AIM OF THE EXERCISE: Among the lines below, how many carry the string "index"? Reply with a number and nothing else.

-- start of DATA SECTION --

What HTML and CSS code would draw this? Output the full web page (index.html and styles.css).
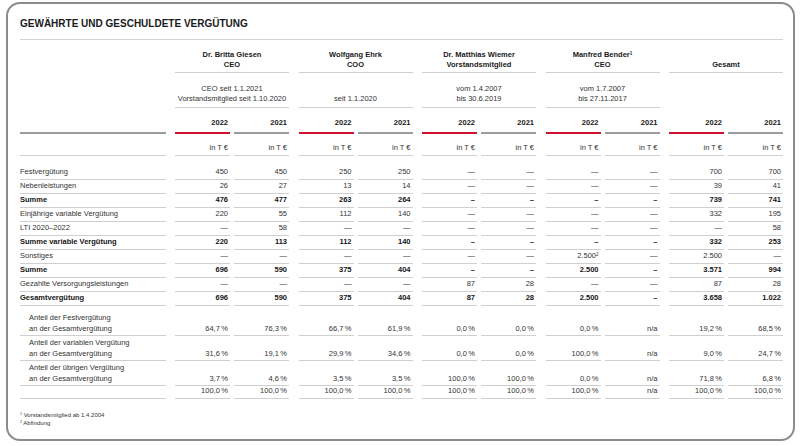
FILE: index.html
```html
<!DOCTYPE html>
<html lang="de">
<head>
<meta charset="utf-8">
<title>Gewährte und geschuldete Vergütung</title>
<link rel="stylesheet" href="styles.css">
</head>
<body>
<div class="frame">
  <h1 class="title">GEWÄHRTE UND GESCHULDETE VERGÜTUNG</h1>

  <div class="row names">
    <div class="lbl"></div>
    <div class="grp"><div class="hc"><span>Dr. Britta Giesen<br>CEO</span></div></div>
    <div class="grp"><div class="hc"><span>Wolfgang Ehrk<br>COO</span></div></div>
    <div class="grp"><div class="hc"><span>Dr. Matthias Wiemer<br>Vorstandsmitglied</span></div></div>
    <div class="grp"><div class="hc"><span>Manfred Bender<sup>1</sup><br>CEO</span></div></div>
    <div class="grp"><div class="hc"><span>Gesamt</span></div></div>
  </div>

  <div class="row dates">
    <div class="lbl"></div>
    <div class="grp"><div class="dc"><span>CEO seit 1.1.2021<br>Vorstandsmitglied seit 1.10.2020</span></div></div>
    <div class="grp"><div class="dc"><span>seit 1.1.2020</span></div></div>
    <div class="grp"><div class="dc"><span>vom 1.4.2007<br>bis 30.6.2019</span></div></div>
    <div class="grp"><div class="dc"><span>vom 1.7.2007<br>bis 27.11.2017</span></div></div>
    <div class="grp"><div class="dc empty"></div></div>
  </div>

  <div class="row years">
    <div class="lbl"></div>
    <div class="grp"><span class="c cur">2022</span><span class="c">2021</span></div>
    <div class="grp"><span class="c cur">2022</span><span class="c">2021</span></div>
    <div class="grp"><span class="c cur">2022</span><span class="c">2021</span></div>
    <div class="grp"><span class="c cur">2022</span><span class="c">2021</span></div>
    <div class="grp"><span class="c cur">2022</span><span class="c">2021</span></div>
  </div>

  <div class="row unit">
    <div class="lbl"></div>
    <div class="grp"><span class="c">in T €</span><span class="c">in T €</span></div>
    <div class="grp"><span class="c">in T €</span><span class="c">in T €</span></div>
    <div class="grp"><span class="c">in T €</span><span class="c">in T €</span></div>
    <div class="grp"><span class="c">in T €</span><span class="c">in T €</span></div>
    <div class="grp"><span class="c">in T €</span><span class="c">in T €</span></div>
  </div>

  <div class="data">
    <div class="row">
      <div class="lbl">Festvergütung</div>
      <div class="grp"><span class="c">450</span><span class="c">450</span></div>
      <div class="grp"><span class="c">250</span><span class="c">250</span></div>
      <div class="grp"><span class="c">—</span><span class="c">—</span></div>
      <div class="grp"><span class="c">—</span><span class="c">—</span></div>
      <div class="grp"><span class="c">700</span><span class="c">700</span></div>
    </div>
    <div class="row">
      <div class="lbl">Nebenleistungen</div>
      <div class="grp"><span class="c">26</span><span class="c">27</span></div>
      <div class="grp"><span class="c">13</span><span class="c">14</span></div>
      <div class="grp"><span class="c">—</span><span class="c">—</span></div>
      <div class="grp"><span class="c">—</span><span class="c">—</span></div>
      <div class="grp"><span class="c">39</span><span class="c">41</span></div>
    </div>
    <div class="row b">
      <div class="lbl">Summe</div>
      <div class="grp"><span class="c">476</span><span class="c">477</span></div>
      <div class="grp"><span class="c">263</span><span class="c">264</span></div>
      <div class="grp"><span class="c">–</span><span class="c">–</span></div>
      <div class="grp"><span class="c">–</span><span class="c">–</span></div>
      <div class="grp"><span class="c">739</span><span class="c">741</span></div>
    </div>
    <div class="row">
      <div class="lbl">Einjährige variable Vergütung</div>
      <div class="grp"><span class="c">220</span><span class="c">55</span></div>
      <div class="grp"><span class="c">112</span><span class="c">140</span></div>
      <div class="grp"><span class="c">—</span><span class="c">—</span></div>
      <div class="grp"><span class="c">—</span><span class="c">—</span></div>
      <div class="grp"><span class="c">332</span><span class="c">195</span></div>
    </div>
    <div class="row">
      <div class="lbl">LTI 2020–2022</div>
      <div class="grp"><span class="c">—</span><span class="c">58</span></div>
      <div class="grp"><span class="c">—</span><span class="c">—</span></div>
      <div class="grp"><span class="c">—</span><span class="c">—</span></div>
      <div class="grp"><span class="c">—</span><span class="c">—</span></div>
      <div class="grp"><span class="c">—</span><span class="c">58</span></div>
    </div>
    <div class="row b">
      <div class="lbl">Summe variable Vergütung</div>
      <div class="grp"><span class="c">220</span><span class="c">113</span></div>
      <div class="grp"><span class="c">112</span><span class="c">140</span></div>
      <div class="grp"><span class="c">–</span><span class="c">–</span></div>
      <div class="grp"><span class="c">–</span><span class="c">–</span></div>
      <div class="grp"><span class="c">332</span><span class="c">253</span></div>
    </div>
    <div class="row">
      <div class="lbl">Sonstiges</div>
      <div class="grp"><span class="c">—</span><span class="c">—</span></div>
      <div class="grp"><span class="c">—</span><span class="c">—</span></div>
      <div class="grp"><span class="c">—</span><span class="c">—</span></div>
      <div class="grp"><span class="c">2.500<sup>2</sup></span><span class="c">—</span></div>
      <div class="grp"><span class="c">2.500</span><span class="c">—</span></div>
    </div>
    <div class="row b">
      <div class="lbl">Summe</div>
      <div class="grp"><span class="c">696</span><span class="c">590</span></div>
      <div class="grp"><span class="c">375</span><span class="c">404</span></div>
      <div class="grp"><span class="c">–</span><span class="c">–</span></div>
      <div class="grp"><span class="c">2.500</span><span class="c">–</span></div>
      <div class="grp"><span class="c">3.571</span><span class="c">994</span></div>
    </div>
    <div class="row">
      <div class="lbl">Gezahlte Versorgungsleistungen</div>
      <div class="grp"><span class="c">—</span><span class="c">—</span></div>
      <div class="grp"><span class="c">—</span><span class="c">—</span></div>
      <div class="grp"><span class="c">87</span><span class="c">28</span></div>
      <div class="grp"><span class="c">—</span><span class="c">—</span></div>
      <div class="grp"><span class="c">87</span><span class="c">28</span></div>
    </div>
    <div class="row b">
      <div class="lbl">Gesamtvergütung</div>
      <div class="grp"><span class="c">696</span><span class="c">590</span></div>
      <div class="grp"><span class="c">375</span><span class="c">404</span></div>
      <div class="grp"><span class="c">87</span><span class="c">28</span></div>
      <div class="grp"><span class="c">2.500</span><span class="c">–</span></div>
      <div class="grp"><span class="c">3.658</span><span class="c">1.022</span></div>
    </div>
  </div>

  <div class="shares">
    <div class="row share">
      <div class="lbl">Anteil der Festvergütung<br>an der Gesamtvergütung</div>
      <div class="grp"><span class="c">64,7&#8201;%</span><span class="c">76,3&#8201;%</span></div>
      <div class="grp"><span class="c">66,7&#8201;%</span><span class="c">61,9&#8201;%</span></div>
      <div class="grp"><span class="c">0,0&#8201;%</span><span class="c">0,0&#8201;%</span></div>
      <div class="grp"><span class="c">0,0&#8201;%</span><span class="c">n/a</span></div>
      <div class="grp"><span class="c">19,2&#8201;%</span><span class="c">68,5&#8201;%</span></div>
    </div>
    <div class="row share">
      <div class="lbl">Anteil der variablen Vergütung<br>an der Gesamtvergütung</div>
      <div class="grp"><span class="c">31,6&#8201;%</span><span class="c">19,1&#8201;%</span></div>
      <div class="grp"><span class="c">29,9&#8201;%</span><span class="c">34,6&#8201;%</span></div>
      <div class="grp"><span class="c">0,0&#8201;%</span><span class="c">0,0&#8201;%</span></div>
      <div class="grp"><span class="c">100,0&#8201;%</span><span class="c">n/a</span></div>
      <div class="grp"><span class="c">9,0&#8201;%</span><span class="c">24,7&#8201;%</span></div>
    </div>
    <div class="row share">
      <div class="lbl">Anteil der übrigen Vergütung<br>an der Gesamtvergütung</div>
      <div class="grp"><span class="c">3,7&#8201;%</span><span class="c">4,6&#8201;%</span></div>
      <div class="grp"><span class="c">3,5&#8201;%</span><span class="c">3,5&#8201;%</span></div>
      <div class="grp"><span class="c">100,0&#8201;%</span><span class="c">100,0&#8201;%</span></div>
      <div class="grp"><span class="c">0,0&#8201;%</span><span class="c">n/a</span></div>
      <div class="grp"><span class="c">71,8&#8201;%</span><span class="c">6,8&#8201;%</span></div>
    </div>
    <div class="row total">
      <div class="lbl"></div>
      <div class="grp"><span class="c">100,0&#8201;%</span><span class="c">100,0&#8201;%</span></div>
      <div class="grp"><span class="c">100,0&#8201;%</span><span class="c">100,0&#8201;%</span></div>
      <div class="grp"><span class="c">100,0&#8201;%</span><span class="c">100,0&#8201;%</span></div>
      <div class="grp"><span class="c">100,0&#8201;%</span><span class="c">n/a</span></div>
      <div class="grp"><span class="c">100,0&#8201;%</span><span class="c">100,0&#8201;%</span></div>
    </div>
  </div>

  <div class="notes">
    <p><sup>1</sup> Vorstandsmitglied ab 1.4.2004</p>
    <p><sup>2</sup> Abfindung</p>
  </div>
</div>
</body>
</html>
```

FILE: styles.css
```css
* {
  box-sizing: border-box;
  margin: 0;
  padding: 0;
}

body {
  margin: 0;
  background: #ffffff;
  font-family: "Liberation Sans", Arial, sans-serif;
  font-size: 7.5px;
  line-height: 10px;
  color: #333333;
}

.frame {
  margin: 2px 0 0 6px;
  width: 789px;
  height: 439px;
  border: 2px solid #8c8c8c;
  border-radius: 14px;
  padding: 0 10px 0 12px;
  overflow: hidden;
}

.title {
  font-size: 10px;
  line-height: 12px;
  font-weight: bold;
  color: #1a1a1a;
  padding: 14px 0 9px;
  border-bottom: 1px solid #d4d4d4;
}

.row {
  display: flex;
  gap: 9.5px;
}

.lbl {
  width: 145.5px;
  flex: none;
}

.grp {
  display: flex;
  gap: 4px;
  width: 114px;
  flex: none;
}

.c {
  width: 55px;
  flex: none;
  text-align: right;
  padding-right: 2px;
  border-bottom: 1px solid #cfcfcf;
  white-space: nowrap;
}

/* header: names */
.names {
  margin-top: 10px;
}

.hc {
  width: 114px;
  min-height: 23px;
  display: flex;
  flex-direction: column;
  justify-content: flex-end;
  text-align: center;
  font-weight: bold;
  color: #1a1a1a;
  padding-bottom: 2px;
  border-bottom: 1px solid #cfcfcf;
}

/* header: dates */
.dc {
  width: 114px;
  min-height: 35px;
  display: flex;
  flex-direction: column;
  justify-content: flex-end;
  text-align: center;
  padding: 11px 0 3px;
  border-bottom: 1px solid #cfcfcf;
}

.dc.empty {
  border-bottom-color: transparent;
}

/* header: years */
.years .c {
  font-weight: bold;
  color: #1a1a1a;
  padding-top: 10px;
  padding-bottom: 4px;
  border-bottom: 2px solid #9c9c9c;
}

.years .c.cur {
  border-bottom-color: #cf1130;
}

.years .lbl {
  border-bottom: 2px solid #9c9c9c;
}

/* header: unit */
.unit .c {
  padding-top: 9px;
  padding-bottom: 2px;
}

.unit .lbl {
  border-bottom: 1px solid #cfcfcf;
}

/* data rows */
.data {
  margin-top: 10px;
}

.data .lbl,
.data .c {
  padding-top: 1px;
  padding-bottom: 2px;
}

.data .lbl {
  border-bottom: 1px solid #cfcfcf;
}

.row.b {
  font-weight: bold;
  color: #151515;
}

/* share rows */
.shares {
  margin-top: 5px;
}

.share .lbl,
.share .c {
  line-height: 11px;
  padding-top: 1px;
  padding-bottom: 1px;
}

.share .lbl {
  padding-left: 9px;
  border-bottom: 1px solid #cfcfcf;
}

.share .c {
  display: flex;
  align-items: flex-end;
  justify-content: flex-end;
}

.total .c,
.total .lbl {
  padding-top: 0;
  padding-bottom: 2px;
}

.total .lbl {
  border-bottom: 1px solid #cfcfcf;
}

sup {
  font-size: 0.6em;
  line-height: 0;
  vertical-align: 0.55em;
}

/* footnotes */
.notes {
  margin-top: 12px;
  font-size: 6px;
  line-height: 8px;
  color: #333333;
}
```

-- end of DATA SECTION --

EXERCISE ANSWER: 2